» **EXTRACTED MATERIAL**:
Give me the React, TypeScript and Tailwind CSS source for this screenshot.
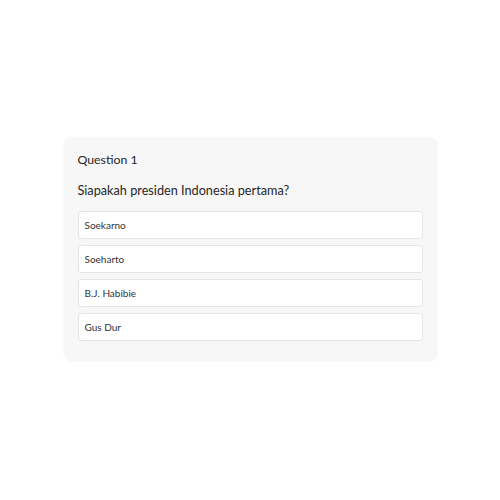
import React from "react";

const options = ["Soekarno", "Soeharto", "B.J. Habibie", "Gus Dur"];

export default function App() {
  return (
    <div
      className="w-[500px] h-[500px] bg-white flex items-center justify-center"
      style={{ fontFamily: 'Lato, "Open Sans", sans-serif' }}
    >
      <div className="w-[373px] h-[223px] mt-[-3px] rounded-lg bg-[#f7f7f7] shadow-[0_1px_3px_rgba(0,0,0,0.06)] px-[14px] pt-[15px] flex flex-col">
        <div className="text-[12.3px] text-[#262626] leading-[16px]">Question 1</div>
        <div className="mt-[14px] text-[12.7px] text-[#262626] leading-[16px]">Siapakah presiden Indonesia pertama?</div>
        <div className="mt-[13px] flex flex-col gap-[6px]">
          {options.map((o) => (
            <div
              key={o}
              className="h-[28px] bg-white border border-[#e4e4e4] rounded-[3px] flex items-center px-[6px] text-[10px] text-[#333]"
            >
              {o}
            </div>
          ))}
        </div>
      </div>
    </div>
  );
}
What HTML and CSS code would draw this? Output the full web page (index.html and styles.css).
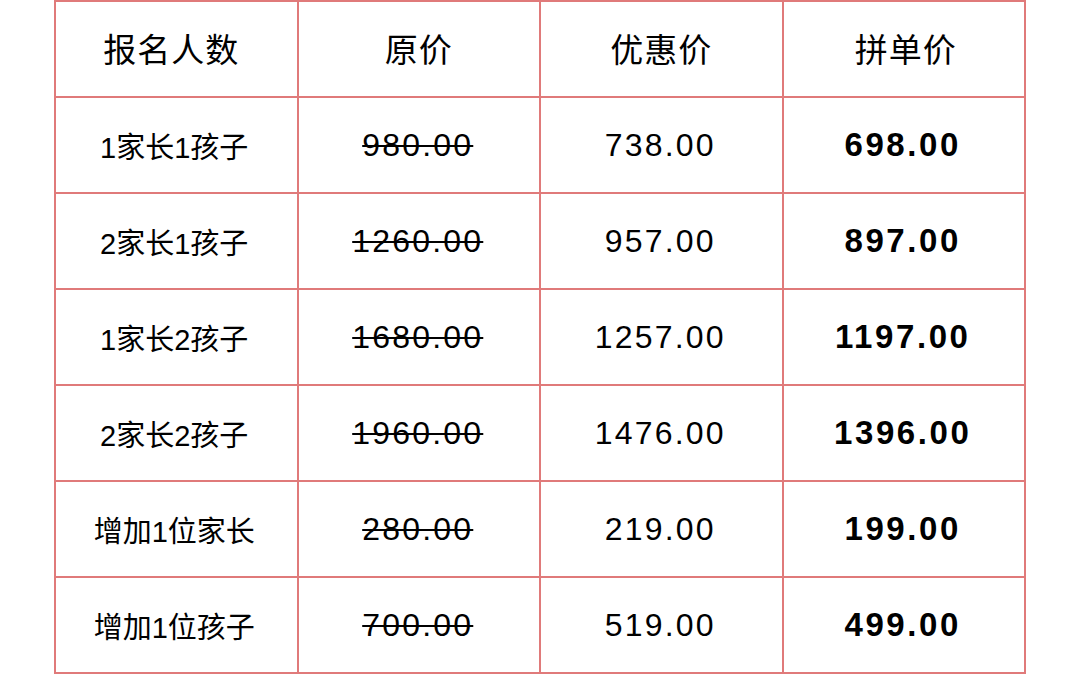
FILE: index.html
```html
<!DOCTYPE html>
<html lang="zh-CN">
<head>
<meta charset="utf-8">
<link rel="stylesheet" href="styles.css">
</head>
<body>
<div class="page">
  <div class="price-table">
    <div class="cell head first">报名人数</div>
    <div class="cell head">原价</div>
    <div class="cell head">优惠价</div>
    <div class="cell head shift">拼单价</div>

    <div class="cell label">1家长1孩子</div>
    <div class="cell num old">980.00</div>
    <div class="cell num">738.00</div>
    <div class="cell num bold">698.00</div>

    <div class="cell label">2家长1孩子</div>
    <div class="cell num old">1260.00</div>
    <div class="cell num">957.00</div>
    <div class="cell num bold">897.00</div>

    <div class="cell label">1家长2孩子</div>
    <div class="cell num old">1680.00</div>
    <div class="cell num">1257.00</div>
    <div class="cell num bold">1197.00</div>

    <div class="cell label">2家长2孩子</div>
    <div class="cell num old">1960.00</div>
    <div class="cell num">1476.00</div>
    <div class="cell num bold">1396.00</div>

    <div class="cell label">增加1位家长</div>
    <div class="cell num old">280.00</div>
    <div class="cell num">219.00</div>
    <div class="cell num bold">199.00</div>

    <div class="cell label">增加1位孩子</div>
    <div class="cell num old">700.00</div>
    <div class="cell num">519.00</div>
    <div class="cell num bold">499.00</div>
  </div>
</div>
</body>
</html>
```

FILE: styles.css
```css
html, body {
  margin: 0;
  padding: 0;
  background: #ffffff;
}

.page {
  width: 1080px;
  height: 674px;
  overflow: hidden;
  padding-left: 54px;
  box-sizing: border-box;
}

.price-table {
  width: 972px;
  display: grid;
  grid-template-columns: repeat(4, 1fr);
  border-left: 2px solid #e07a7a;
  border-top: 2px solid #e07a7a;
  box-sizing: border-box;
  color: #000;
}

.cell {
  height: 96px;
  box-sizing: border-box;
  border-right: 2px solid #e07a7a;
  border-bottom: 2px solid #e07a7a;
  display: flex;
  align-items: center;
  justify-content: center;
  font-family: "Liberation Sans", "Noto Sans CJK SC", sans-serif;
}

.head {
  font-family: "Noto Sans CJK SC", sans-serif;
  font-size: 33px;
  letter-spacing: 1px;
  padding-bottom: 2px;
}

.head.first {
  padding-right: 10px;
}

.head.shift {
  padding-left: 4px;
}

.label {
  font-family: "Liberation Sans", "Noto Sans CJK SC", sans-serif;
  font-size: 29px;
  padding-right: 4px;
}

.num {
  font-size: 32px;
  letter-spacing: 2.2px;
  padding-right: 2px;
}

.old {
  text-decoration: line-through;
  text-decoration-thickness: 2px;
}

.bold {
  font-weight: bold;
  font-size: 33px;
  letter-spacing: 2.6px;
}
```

» **SHORT PROBLEM**:
Using the records above, pull out each line where the word "this" occurs.

» **RESULT**:
Give me the React, TypeScript and Tailwind CSS source for this screenshot.
What HTML and CSS code would draw this? Output the full web page (index.html and styles.css).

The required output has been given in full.